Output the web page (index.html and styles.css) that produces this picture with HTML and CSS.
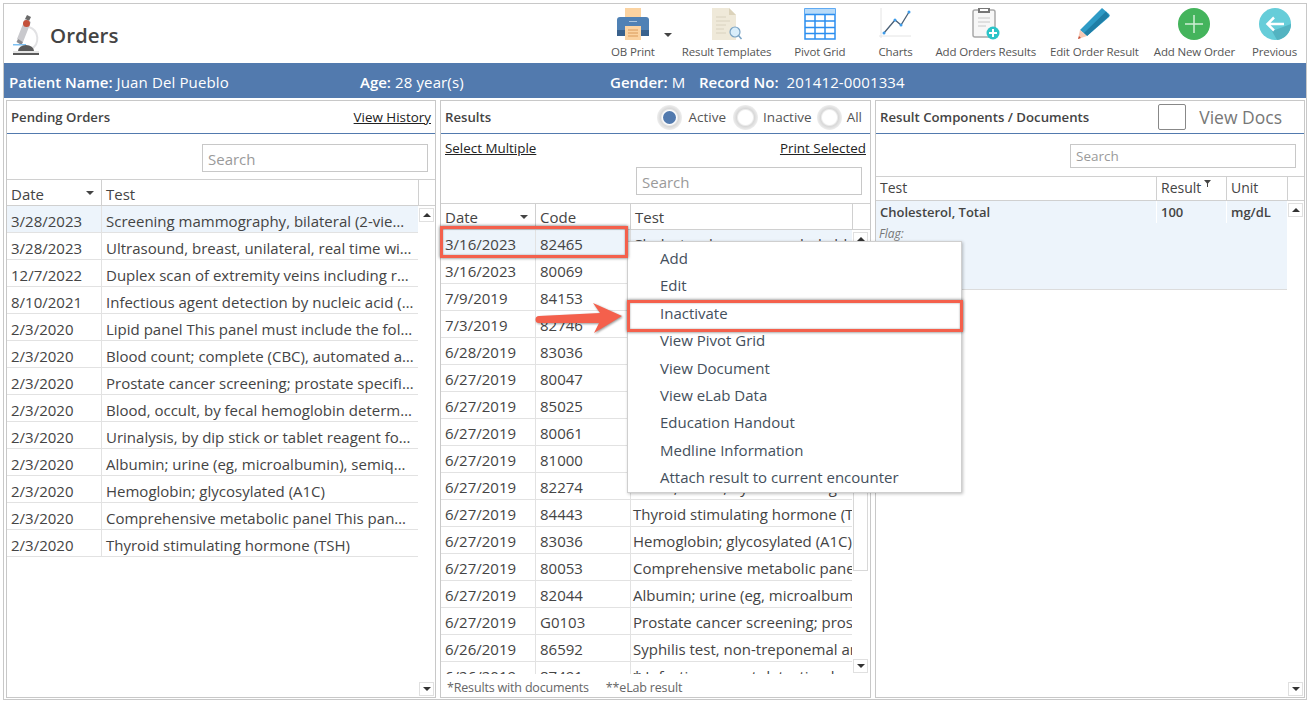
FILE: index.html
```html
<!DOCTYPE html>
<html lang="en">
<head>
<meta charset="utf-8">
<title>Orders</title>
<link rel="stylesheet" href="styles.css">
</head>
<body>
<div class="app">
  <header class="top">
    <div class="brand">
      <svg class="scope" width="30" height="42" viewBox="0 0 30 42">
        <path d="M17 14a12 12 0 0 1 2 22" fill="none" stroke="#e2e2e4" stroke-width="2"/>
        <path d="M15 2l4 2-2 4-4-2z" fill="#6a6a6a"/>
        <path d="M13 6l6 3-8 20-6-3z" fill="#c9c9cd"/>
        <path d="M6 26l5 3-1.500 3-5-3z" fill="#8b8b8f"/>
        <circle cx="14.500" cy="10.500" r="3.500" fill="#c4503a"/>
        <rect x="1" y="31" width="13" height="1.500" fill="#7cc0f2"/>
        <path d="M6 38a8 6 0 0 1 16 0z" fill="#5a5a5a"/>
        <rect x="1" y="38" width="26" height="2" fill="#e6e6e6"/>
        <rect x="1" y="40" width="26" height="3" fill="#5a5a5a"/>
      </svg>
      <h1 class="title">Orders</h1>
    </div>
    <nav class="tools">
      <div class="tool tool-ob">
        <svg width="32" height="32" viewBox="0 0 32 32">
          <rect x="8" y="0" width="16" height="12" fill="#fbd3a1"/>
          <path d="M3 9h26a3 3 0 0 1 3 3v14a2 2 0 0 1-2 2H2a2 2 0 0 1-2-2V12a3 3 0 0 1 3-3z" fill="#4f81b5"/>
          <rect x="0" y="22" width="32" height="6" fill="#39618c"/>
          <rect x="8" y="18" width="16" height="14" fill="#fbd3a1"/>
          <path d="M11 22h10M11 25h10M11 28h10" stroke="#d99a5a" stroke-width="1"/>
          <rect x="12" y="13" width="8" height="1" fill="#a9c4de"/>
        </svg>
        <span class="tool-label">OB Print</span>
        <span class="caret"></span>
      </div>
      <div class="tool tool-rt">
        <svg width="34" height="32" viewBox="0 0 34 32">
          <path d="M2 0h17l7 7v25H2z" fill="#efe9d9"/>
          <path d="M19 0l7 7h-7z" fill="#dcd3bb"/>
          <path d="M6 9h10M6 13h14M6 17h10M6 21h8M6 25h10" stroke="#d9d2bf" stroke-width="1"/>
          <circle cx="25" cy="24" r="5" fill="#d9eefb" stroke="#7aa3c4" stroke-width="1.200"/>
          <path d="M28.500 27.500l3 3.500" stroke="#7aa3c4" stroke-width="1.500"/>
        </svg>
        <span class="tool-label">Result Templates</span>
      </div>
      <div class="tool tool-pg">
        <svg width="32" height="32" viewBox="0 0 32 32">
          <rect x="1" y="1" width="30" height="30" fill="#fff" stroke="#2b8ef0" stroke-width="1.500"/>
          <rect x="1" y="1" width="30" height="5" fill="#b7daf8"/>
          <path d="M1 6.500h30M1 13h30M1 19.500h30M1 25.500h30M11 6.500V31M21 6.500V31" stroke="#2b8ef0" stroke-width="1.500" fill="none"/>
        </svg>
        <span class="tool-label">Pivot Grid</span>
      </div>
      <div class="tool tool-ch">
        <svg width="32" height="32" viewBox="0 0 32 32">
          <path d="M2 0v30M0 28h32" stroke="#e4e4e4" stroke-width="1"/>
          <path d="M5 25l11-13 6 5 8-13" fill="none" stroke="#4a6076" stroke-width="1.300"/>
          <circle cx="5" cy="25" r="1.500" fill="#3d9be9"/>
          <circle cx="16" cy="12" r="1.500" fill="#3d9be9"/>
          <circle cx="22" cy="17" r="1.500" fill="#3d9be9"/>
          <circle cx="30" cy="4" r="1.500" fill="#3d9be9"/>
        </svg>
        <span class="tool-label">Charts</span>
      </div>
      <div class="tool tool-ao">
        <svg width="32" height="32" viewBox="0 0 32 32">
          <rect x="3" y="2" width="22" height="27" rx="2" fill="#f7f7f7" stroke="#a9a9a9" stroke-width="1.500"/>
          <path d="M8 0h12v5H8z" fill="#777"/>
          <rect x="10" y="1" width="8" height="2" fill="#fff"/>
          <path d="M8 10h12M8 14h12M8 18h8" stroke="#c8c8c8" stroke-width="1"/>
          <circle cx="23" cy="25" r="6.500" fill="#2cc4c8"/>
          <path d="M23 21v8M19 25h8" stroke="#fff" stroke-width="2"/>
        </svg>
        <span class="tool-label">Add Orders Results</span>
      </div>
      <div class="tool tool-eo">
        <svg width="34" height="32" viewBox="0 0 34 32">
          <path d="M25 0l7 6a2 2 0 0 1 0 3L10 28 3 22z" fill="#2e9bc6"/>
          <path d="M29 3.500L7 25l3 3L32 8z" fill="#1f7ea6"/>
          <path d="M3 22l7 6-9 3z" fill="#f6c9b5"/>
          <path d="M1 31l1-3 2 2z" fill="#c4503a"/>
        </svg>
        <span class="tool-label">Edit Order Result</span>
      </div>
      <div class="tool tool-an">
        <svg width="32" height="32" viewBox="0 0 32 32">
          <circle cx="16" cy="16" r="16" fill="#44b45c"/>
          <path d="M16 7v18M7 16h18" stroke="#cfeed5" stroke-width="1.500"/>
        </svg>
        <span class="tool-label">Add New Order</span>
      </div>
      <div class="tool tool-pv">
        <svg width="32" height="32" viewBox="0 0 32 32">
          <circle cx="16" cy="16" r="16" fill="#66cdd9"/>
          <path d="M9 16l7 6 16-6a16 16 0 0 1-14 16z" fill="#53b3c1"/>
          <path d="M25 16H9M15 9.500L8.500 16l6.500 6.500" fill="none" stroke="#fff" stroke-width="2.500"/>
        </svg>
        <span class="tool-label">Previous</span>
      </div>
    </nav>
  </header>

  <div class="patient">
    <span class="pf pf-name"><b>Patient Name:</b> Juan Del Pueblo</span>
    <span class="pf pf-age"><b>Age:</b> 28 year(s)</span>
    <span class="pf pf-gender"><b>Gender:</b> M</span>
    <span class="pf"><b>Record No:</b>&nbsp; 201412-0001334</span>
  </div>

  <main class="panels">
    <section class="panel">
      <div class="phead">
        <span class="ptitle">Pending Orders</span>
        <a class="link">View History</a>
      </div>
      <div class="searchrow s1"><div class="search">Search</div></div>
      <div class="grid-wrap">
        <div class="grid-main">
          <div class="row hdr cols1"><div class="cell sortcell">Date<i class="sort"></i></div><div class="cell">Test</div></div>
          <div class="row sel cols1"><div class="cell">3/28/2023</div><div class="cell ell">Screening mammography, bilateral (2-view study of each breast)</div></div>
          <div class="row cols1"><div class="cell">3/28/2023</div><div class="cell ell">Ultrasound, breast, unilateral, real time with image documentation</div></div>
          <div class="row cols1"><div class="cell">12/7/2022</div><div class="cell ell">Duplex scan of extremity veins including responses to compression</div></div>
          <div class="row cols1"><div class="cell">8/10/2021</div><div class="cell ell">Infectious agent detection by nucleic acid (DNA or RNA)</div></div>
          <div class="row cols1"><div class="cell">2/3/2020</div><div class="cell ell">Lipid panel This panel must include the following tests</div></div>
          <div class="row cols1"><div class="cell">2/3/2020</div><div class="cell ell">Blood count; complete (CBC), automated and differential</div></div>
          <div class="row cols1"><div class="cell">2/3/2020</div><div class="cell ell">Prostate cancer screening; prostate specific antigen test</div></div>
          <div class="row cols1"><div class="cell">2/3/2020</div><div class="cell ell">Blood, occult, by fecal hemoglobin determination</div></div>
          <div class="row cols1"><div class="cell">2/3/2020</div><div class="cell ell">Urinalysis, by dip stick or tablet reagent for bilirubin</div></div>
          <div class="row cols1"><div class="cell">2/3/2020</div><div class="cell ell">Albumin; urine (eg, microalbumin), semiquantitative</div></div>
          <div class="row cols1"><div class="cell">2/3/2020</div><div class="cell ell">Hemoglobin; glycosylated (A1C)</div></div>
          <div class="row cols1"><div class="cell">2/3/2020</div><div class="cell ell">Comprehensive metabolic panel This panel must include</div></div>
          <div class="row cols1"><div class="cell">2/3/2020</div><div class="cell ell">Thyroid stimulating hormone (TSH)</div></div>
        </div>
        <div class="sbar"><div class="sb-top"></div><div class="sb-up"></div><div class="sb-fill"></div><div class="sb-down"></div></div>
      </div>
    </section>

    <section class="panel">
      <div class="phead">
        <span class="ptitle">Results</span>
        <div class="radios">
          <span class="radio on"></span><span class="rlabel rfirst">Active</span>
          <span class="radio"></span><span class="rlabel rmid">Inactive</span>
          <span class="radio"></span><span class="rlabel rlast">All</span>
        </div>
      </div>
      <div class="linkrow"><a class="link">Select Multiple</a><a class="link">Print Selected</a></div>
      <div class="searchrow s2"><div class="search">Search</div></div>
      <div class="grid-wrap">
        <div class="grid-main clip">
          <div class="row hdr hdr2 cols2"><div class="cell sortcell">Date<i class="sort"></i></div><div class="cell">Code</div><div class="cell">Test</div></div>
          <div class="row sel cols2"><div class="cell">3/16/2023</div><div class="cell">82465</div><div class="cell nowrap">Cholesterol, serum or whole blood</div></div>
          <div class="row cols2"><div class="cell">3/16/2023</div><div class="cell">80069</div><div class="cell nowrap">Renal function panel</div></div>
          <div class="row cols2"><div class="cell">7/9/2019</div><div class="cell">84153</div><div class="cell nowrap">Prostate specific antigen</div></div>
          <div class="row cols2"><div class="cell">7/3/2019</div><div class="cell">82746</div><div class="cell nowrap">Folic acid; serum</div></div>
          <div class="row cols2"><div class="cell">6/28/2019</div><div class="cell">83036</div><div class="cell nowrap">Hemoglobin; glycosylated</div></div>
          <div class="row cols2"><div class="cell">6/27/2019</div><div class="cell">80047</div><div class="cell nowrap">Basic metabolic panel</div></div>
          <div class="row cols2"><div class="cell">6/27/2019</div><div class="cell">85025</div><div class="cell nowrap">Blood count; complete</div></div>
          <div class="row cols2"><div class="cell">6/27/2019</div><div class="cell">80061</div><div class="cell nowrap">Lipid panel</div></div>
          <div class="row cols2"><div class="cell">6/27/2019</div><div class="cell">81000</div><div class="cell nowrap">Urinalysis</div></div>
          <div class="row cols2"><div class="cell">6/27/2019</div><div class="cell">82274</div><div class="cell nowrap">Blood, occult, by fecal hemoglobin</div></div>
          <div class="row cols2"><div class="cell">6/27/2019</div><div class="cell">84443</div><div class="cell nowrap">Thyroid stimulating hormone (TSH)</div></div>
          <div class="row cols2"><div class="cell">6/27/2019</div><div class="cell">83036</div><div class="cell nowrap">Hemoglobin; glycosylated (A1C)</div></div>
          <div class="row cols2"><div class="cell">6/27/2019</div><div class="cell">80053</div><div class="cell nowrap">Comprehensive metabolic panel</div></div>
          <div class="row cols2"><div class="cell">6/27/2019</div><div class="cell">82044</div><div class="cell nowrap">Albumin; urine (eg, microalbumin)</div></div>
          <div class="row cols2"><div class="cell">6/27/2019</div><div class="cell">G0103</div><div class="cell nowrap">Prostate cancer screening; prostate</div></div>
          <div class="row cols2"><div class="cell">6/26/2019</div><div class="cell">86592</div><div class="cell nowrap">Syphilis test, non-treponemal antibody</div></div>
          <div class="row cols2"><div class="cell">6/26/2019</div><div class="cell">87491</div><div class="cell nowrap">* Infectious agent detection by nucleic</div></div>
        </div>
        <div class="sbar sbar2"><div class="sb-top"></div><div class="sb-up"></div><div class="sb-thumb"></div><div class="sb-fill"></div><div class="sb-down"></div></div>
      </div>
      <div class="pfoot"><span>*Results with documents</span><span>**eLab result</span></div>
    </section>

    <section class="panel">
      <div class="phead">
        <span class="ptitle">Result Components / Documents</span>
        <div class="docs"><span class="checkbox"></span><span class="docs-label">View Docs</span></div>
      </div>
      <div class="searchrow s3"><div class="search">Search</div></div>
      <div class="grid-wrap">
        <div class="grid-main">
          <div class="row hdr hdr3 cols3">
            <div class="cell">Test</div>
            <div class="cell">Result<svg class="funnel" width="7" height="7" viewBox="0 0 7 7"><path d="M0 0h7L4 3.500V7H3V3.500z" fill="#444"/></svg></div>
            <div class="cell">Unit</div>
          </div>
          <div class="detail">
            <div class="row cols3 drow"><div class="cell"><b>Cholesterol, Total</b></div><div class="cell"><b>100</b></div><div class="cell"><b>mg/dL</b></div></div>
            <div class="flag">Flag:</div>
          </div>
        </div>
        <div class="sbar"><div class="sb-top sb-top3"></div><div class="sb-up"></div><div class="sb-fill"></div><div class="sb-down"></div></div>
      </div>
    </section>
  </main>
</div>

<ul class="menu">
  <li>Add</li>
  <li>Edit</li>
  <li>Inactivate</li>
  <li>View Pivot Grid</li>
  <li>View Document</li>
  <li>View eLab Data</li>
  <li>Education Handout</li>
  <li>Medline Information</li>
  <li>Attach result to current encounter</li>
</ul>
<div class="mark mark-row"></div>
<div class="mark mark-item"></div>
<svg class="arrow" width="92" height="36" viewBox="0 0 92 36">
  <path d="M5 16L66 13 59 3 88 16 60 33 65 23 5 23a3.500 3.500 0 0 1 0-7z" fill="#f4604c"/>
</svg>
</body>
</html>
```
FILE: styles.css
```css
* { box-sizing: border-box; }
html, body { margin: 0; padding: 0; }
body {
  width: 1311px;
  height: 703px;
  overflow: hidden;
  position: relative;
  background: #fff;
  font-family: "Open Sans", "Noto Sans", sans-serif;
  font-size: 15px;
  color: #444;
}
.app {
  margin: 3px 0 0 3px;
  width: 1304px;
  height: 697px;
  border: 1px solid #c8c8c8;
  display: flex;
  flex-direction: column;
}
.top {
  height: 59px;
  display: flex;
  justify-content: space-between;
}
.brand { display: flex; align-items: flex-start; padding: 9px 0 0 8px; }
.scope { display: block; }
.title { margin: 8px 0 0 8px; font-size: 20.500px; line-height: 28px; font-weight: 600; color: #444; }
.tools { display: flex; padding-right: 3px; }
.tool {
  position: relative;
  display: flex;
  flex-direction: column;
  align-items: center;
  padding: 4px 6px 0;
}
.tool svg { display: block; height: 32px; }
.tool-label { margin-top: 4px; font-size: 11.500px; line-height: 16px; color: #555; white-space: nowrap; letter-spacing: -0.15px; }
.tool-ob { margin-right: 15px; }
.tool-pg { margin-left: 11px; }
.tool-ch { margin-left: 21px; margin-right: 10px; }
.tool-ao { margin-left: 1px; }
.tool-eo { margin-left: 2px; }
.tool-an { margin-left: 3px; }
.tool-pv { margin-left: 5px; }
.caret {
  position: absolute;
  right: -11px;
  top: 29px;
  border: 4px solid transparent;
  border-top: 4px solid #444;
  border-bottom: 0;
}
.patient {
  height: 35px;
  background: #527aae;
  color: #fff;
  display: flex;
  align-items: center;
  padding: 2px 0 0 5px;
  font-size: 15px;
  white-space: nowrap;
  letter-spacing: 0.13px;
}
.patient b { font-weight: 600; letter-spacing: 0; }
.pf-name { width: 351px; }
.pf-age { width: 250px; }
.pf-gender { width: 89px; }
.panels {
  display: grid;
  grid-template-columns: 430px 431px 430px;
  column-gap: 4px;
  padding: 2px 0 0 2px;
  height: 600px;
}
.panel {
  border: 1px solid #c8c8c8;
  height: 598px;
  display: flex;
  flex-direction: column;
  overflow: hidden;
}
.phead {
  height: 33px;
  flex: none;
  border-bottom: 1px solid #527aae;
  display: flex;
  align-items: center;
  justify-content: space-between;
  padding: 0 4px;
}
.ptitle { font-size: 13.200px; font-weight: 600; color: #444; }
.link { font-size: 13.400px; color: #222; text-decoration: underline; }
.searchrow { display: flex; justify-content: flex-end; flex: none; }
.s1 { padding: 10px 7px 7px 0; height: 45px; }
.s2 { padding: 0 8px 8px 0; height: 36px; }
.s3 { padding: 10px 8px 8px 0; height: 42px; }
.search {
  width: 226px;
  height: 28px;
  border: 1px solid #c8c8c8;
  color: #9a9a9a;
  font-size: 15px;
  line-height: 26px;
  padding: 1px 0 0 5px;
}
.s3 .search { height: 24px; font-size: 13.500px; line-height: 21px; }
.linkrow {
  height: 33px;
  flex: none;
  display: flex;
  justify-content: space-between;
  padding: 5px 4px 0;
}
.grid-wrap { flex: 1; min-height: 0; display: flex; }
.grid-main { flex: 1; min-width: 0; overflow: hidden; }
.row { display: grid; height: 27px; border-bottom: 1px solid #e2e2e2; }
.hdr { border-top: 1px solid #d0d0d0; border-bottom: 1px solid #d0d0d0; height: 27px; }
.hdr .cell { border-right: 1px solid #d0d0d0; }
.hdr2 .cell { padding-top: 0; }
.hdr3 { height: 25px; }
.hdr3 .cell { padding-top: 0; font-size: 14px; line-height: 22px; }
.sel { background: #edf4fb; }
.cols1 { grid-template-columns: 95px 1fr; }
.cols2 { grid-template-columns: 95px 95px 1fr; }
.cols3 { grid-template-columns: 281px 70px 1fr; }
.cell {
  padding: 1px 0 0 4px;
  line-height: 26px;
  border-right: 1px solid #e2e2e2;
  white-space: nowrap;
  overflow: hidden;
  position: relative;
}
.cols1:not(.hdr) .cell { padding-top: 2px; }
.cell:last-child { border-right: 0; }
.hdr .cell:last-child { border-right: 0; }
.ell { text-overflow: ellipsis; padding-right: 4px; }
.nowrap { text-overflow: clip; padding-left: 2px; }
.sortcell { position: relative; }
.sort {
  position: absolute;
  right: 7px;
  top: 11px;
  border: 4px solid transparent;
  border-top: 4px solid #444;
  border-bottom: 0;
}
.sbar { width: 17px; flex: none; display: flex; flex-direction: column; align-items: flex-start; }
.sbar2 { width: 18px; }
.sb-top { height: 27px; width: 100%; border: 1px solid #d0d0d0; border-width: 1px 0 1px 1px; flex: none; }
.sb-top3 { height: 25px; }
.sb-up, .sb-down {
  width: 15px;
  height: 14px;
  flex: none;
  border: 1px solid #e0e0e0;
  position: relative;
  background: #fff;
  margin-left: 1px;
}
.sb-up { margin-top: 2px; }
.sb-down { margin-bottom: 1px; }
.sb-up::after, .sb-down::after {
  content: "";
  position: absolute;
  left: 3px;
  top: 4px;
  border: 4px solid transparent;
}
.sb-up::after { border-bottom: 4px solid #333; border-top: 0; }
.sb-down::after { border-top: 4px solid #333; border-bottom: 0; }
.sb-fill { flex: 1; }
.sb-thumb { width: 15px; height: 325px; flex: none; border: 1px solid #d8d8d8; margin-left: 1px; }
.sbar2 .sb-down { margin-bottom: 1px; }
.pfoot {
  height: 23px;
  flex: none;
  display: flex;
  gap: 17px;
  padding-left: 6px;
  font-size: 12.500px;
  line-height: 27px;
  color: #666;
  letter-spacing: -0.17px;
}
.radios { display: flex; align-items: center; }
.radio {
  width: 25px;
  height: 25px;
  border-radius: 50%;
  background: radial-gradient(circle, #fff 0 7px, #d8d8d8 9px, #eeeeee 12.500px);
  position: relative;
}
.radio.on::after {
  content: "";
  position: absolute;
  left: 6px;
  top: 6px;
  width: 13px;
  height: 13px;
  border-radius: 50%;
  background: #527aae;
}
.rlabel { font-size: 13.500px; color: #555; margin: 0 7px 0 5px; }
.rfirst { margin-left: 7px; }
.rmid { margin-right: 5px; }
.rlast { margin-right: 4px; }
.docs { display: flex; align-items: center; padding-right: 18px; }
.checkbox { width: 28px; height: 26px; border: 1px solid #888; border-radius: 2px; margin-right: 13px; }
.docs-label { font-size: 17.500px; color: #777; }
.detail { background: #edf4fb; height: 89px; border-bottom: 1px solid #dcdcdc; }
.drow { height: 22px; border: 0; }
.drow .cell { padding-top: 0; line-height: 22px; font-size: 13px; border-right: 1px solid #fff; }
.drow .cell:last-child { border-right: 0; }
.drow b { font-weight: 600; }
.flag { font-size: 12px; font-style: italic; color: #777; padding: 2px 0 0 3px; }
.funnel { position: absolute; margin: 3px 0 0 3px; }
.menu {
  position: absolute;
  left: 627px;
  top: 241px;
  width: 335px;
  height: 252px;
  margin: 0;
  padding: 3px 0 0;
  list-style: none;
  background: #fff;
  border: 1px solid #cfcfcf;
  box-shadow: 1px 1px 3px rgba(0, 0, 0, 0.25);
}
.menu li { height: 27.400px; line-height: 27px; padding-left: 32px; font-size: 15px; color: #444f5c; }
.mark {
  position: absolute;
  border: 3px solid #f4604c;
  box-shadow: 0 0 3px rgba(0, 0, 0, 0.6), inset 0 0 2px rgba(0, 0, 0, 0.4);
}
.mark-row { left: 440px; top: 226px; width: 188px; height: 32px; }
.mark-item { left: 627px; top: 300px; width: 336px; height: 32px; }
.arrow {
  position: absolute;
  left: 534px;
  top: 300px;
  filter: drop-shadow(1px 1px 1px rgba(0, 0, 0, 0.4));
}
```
● ● ●
#### [Task to carry out]
Report each line of the material above where the word "with" appears.

#### [Solution to this exercise]
Output the web page (index.html and styles.css) that produces this picture with HTML and CSS.
          <div class="row cols1"><div class="cell">3/28/2023</div><div class="cell ell">Ultrasound, breast, unilateral, real time with image documentation</div></div>
      <div class="pfoot"><span>*Results with documents</span><span>**eLab result</span></div>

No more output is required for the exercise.